Mountain Tides only works with vineyards that are farmed organically, and while Mr. Kirkpatrick does not place himself in the natural wine world, he says he tries to remove himself from the winemaking equation, preferring to guide a wine to where it wants to go rather than dictate a destination.
“I made a conscious decision to be more of a listener than a talker,” he said. “I can give up the control and be more compelled by the unfolding.”
In an effort at transparency, Mountain Tides will list ingredients on its labels, beginning with the 2019 vintage, though the bureaucracy moved slowly enough that not all the 2019s include them.

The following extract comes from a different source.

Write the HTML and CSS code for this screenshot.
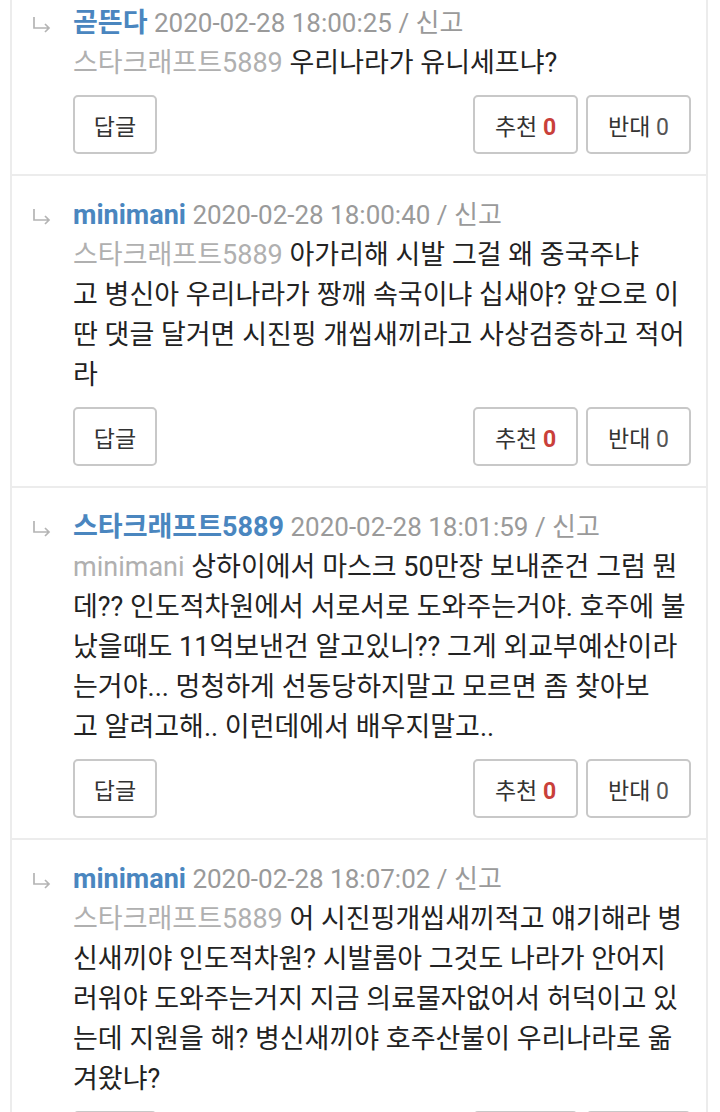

The wines bear out Mr. Kirkpatrick’s hope that petite sirah could produce something more expressive and nuanced. A 2019 from the Rorick Heritage Vineyard in Calaveras County, a combination of limestone and schist, is focused and precise, with fine tannins and cherry flavors.
By contrast, a 2019 from the Clements Hills in Lodi, a vineyard with dense red clay, is broader and more generously fruity. A 2016 from that vineyard, Mr. Kirkpatrick’s first release, had softened and developed some subtleties, not a word I’ve used in the past with petite sirah.
Meanwhile, a 2020 California petite sirah made mostly by carbonic fermentation was an easygoing, spicy thirst quencher.
Mr. Kirkpatrick’s family was initially taken aback by his path toward winemaking.
“A pastor friend of my father told him, ‘What more spiritual thing could he do than work in vineyards,’” Mr. Kirkpatrick recalled. “It threw Dad for a loop, but he mulled it over and came to enjoy the idea.”
Mr. Kirkpatrick and Ms. Watkins are starting a new label, Earth Signs, that will be dedicated to old-vine zinfandel from Mendocino County and Lodi. That’s more about keeping things fresh for them, as zinfandel already has a track record of many varied styles.
Petite sirah will remain the focus of Mountain Tides, which is a good thing as it’s already demonstrated that the variety has more potential than I imagined.